Eric Xing (2002) [29] proposed using pairwise side information in a novel way to learn a global Mahalanobis metric before performing clustering with constraints. They provided a systematic way and posed the metric learning as a convex optimization problem. The criterion is simply to minimize the sum of distance between similar points and constrained on the such of distance of dis-similar points or general points. The optimization is done by a iterative process.
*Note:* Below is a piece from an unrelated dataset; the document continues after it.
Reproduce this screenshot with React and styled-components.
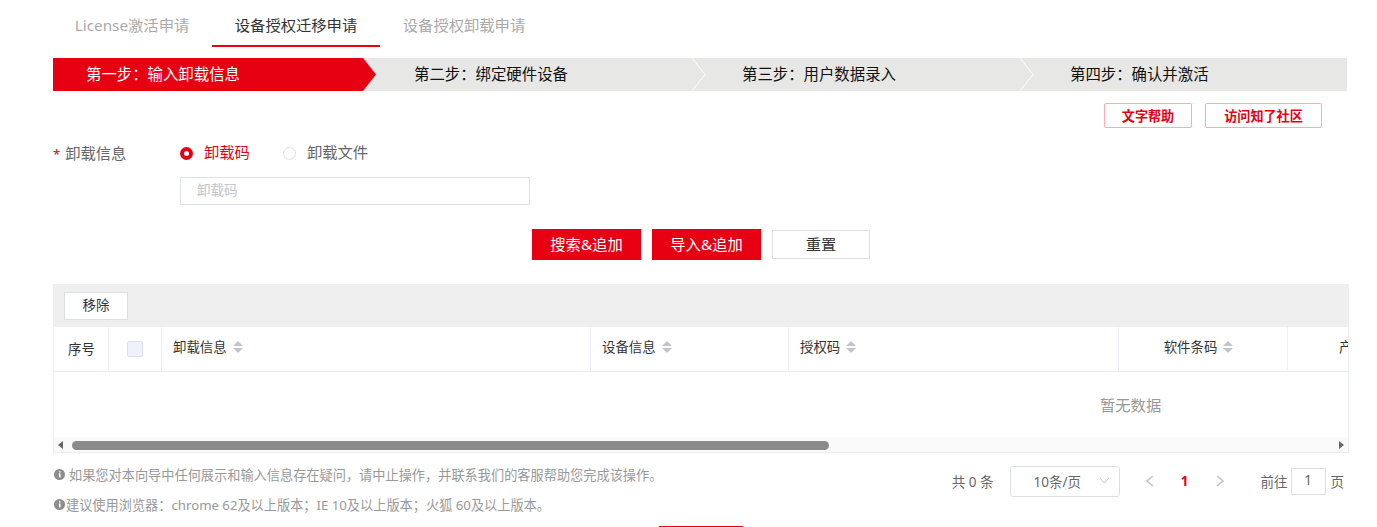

Instead of the iterative optimization process in [29], Bar-Hillel [31] proposed the metric learning method called Relevant Component Analysis (RCA) algorithm, which is a simple and efficient algorithm for learning a full ranked Mahalanobis metric. It first used equivalent constraints to get small groups of similar data points called “chunklet”, and then used the sum of these chunklets’ convariance matrix to make a global linear transformation for original data. The method aims to assign large weights to “relavant dimensions” and low weights to “irrelevant dimensions”, where the “relevant dimensions” are estimated using “chunklets”. The RCA transformation is intended to reduce clutter, so that in the new feature space, the inherent structure of the data can be more easily unraveled. In [31], the author extends the RCA by incorporating both pair similarity and dissimilarity constraints into EM algorithm for modeling based clustering based on Gaussian mixture models.
[30] proposed to learn metric by performing nonlinear transformation globally but linear transformation locally. It also only consider pairwise similarity constraints and formulate the learning problem as a optimization problem. We could see it as a method unifying neighbor information and the side information.